19. The tank system of claim 18, wherein the spud body includes an aperture and the protrusion includes a pin, the pin located in the aperture.

20. The tank system of claim 18, wherein the spud body includes a flange coupled to the spud body, the flange being coupled to the interior of the tank.

21. The tank system of claim 20, wherein the flange is fixed to the tank by welding.

22. The tank system of claim 18, wherein the spud body comprises a cylinder.

23. The tank system of claim 18, wherein the groove of the fitting is substantially arcuate.

24. The tank system of claim 18, wherein the spud body includes an index.

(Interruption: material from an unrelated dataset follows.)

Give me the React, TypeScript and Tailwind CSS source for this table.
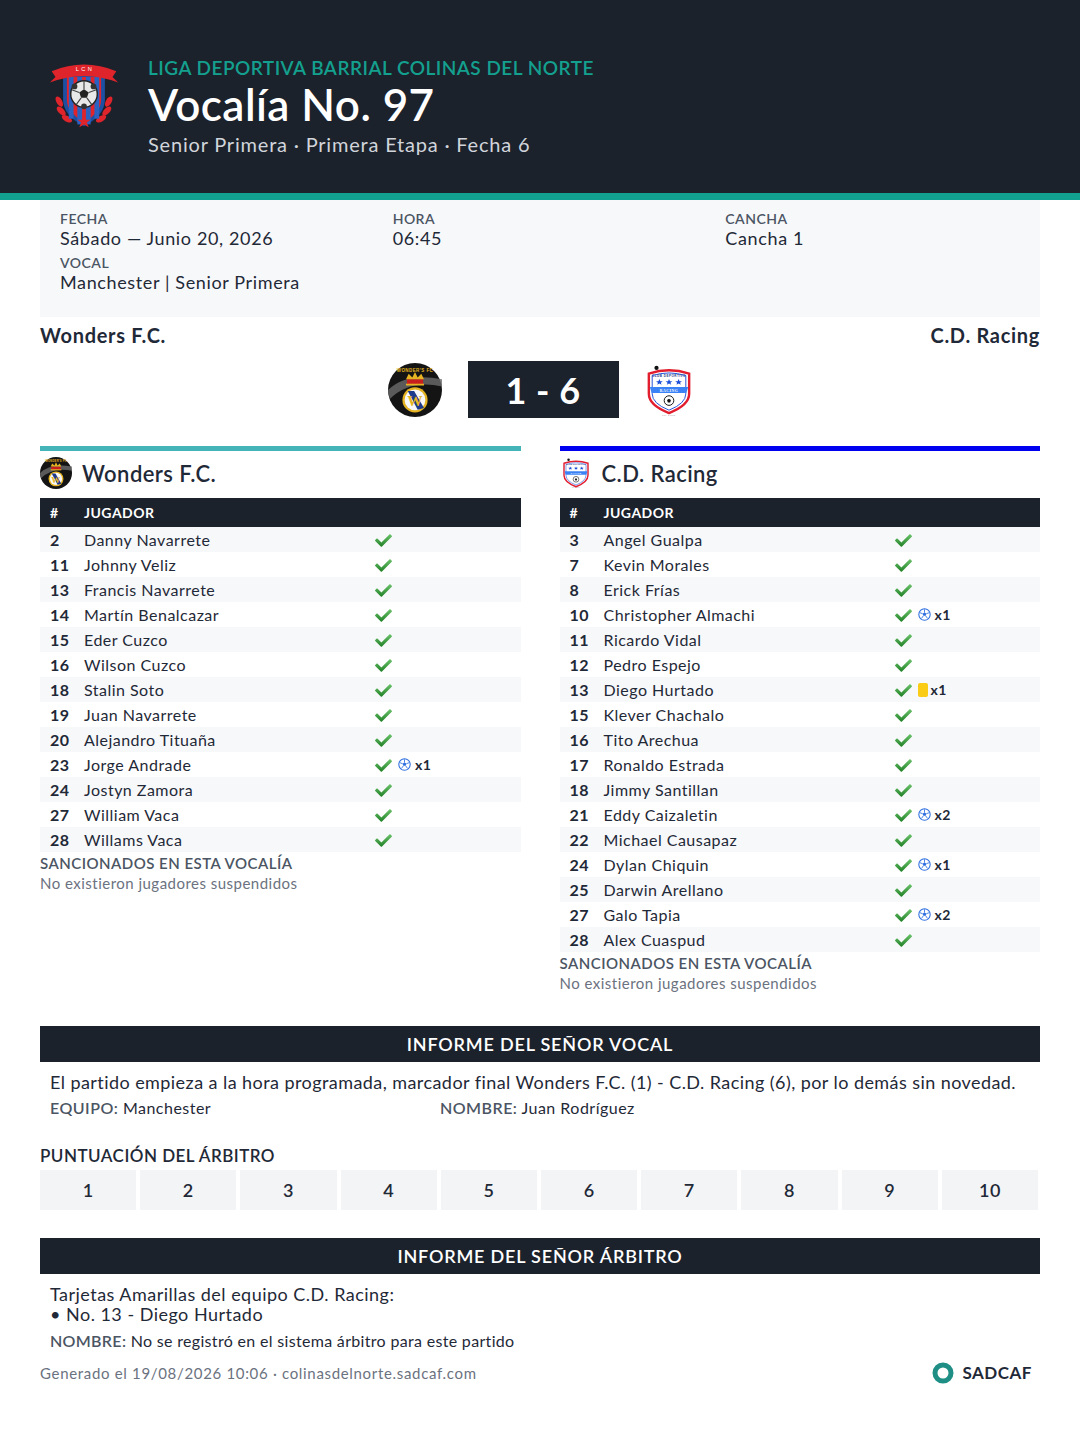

25. The tank system of claim 24, wherein the fitting body includes an index, adapted to indicate proper alignment of the spud body to the fitting body when the protrusion and the groove cooperate to hold the spud body to the fitting body in a fixed position.

26. The tank system of claim 25, further comprising a spring, disposed between the spud body and the fitting body, the spring adapted to move the fitting body with respect to the spud body to the fixed position.

27. A pressurizable system for holding a pressurized fluid comprising:

a component, defining an interior, an exterior, and an aperture; and

a fitting assembly including a first body coupled to the aperture, the first body having a cavity and one of a protrusion and a groove, and a second body having a portion configured to fit within the cavity of the first body, the second body including the other of the one of a protrusion and a groove of the first body, wherein the protrusion and the groove cooperate to hold the first body to the second body in a fixed position.

28. The pressurizable system of claim 27, wherein the component comprises a tank.

29. The pressurizable system of claim 27, wherein the component comprises a valve body.

30. The pressurizable system of claim 27, wherein the component comprises a cylinder body.

31. The pressurizable system of claim 27, wherein the component comprises a pneumatic driver.